* Begin Records for the exercise *

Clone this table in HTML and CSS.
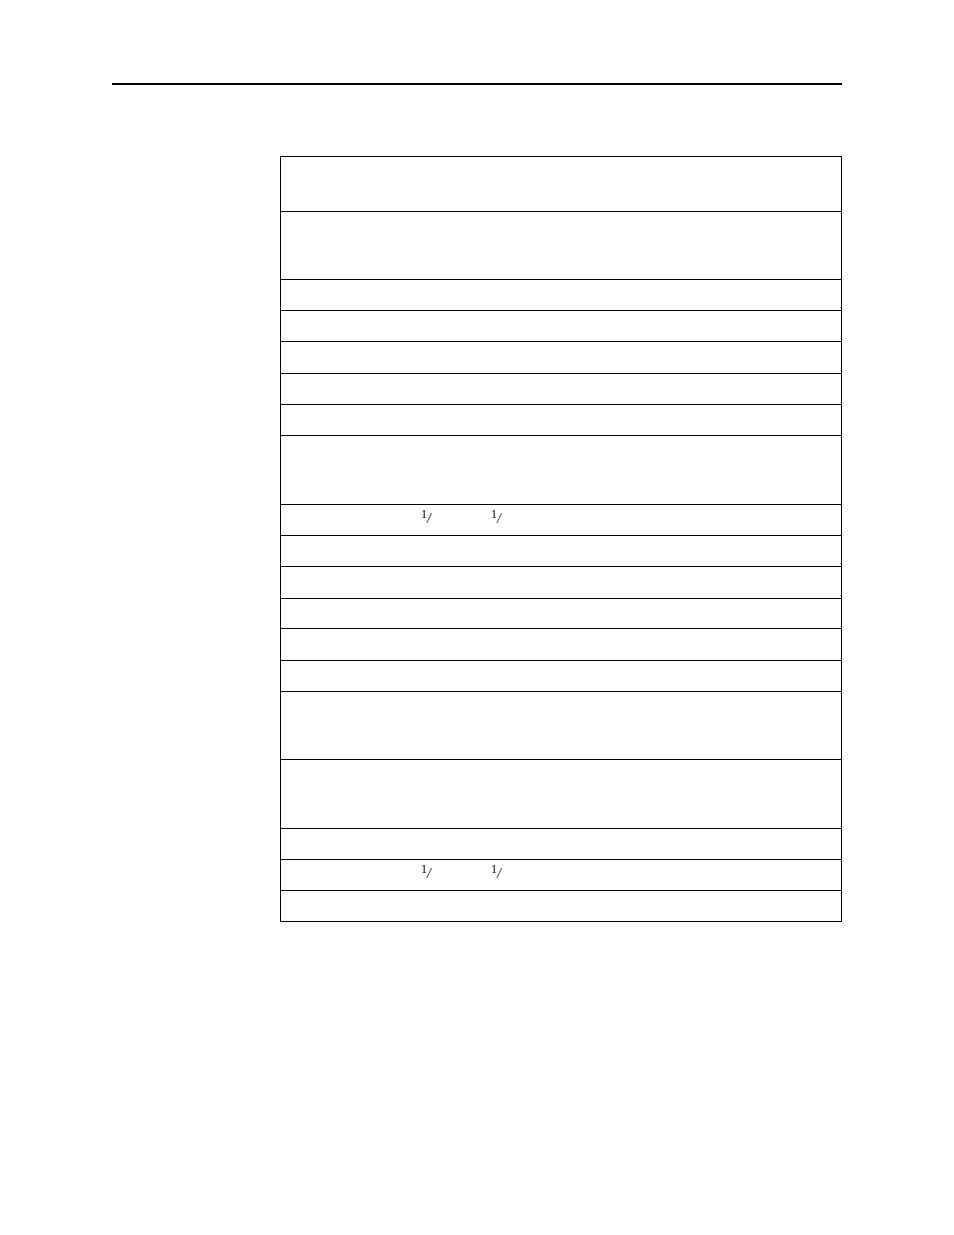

* End Records for the exercise *
* Begin Records for the exercise *

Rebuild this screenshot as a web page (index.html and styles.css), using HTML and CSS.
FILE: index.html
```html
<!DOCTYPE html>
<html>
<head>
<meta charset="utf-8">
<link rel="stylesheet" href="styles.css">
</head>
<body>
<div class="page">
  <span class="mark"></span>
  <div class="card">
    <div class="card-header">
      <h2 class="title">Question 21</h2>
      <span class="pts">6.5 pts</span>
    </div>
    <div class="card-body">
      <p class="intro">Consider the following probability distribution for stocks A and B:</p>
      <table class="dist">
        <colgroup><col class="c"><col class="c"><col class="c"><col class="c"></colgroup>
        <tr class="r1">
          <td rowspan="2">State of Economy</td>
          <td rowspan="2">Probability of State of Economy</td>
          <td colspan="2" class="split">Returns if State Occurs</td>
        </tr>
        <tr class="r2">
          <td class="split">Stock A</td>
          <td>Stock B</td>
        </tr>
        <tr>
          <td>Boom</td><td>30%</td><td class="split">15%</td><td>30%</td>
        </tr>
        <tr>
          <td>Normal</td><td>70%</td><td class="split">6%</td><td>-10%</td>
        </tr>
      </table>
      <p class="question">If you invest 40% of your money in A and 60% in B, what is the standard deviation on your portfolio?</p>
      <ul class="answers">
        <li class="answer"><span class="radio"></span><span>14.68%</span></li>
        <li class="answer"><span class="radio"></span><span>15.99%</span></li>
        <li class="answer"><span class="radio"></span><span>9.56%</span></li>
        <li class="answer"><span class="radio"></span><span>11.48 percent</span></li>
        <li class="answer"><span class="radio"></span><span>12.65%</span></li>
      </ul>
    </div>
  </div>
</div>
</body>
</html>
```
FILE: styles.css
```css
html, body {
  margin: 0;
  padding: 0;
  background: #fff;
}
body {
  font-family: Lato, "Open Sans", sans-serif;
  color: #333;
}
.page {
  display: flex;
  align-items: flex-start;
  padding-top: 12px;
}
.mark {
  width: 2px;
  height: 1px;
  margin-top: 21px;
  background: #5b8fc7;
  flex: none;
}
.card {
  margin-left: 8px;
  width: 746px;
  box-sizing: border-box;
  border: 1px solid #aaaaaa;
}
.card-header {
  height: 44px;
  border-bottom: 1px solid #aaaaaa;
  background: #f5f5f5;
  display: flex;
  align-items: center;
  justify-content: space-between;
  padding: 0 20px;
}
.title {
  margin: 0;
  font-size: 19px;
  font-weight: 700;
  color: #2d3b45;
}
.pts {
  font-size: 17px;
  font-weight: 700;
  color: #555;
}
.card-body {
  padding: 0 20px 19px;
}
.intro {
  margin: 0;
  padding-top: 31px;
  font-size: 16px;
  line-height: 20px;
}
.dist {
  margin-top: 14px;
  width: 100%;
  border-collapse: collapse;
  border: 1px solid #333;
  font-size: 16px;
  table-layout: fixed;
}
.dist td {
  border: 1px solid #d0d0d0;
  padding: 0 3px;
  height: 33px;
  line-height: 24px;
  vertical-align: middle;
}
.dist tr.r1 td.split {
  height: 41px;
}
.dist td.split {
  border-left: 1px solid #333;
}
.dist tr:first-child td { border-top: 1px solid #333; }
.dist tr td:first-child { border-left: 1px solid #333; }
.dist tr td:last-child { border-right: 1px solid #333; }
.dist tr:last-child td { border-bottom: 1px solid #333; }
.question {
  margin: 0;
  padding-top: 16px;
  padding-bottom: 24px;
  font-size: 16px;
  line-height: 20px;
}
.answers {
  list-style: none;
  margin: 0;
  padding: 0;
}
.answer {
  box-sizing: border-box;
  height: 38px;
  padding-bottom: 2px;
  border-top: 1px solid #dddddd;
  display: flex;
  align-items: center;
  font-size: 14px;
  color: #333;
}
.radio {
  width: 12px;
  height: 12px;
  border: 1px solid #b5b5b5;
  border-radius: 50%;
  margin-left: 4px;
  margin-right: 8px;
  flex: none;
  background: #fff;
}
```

* End Records for the exercise *

— Written task —
Copy out all lines from the material above that contain the string "this".

— Written response —
Clone this table in HTML and CSS.
Rebuild this screenshot as a web page (index.html and styles.css), using HTML and CSS.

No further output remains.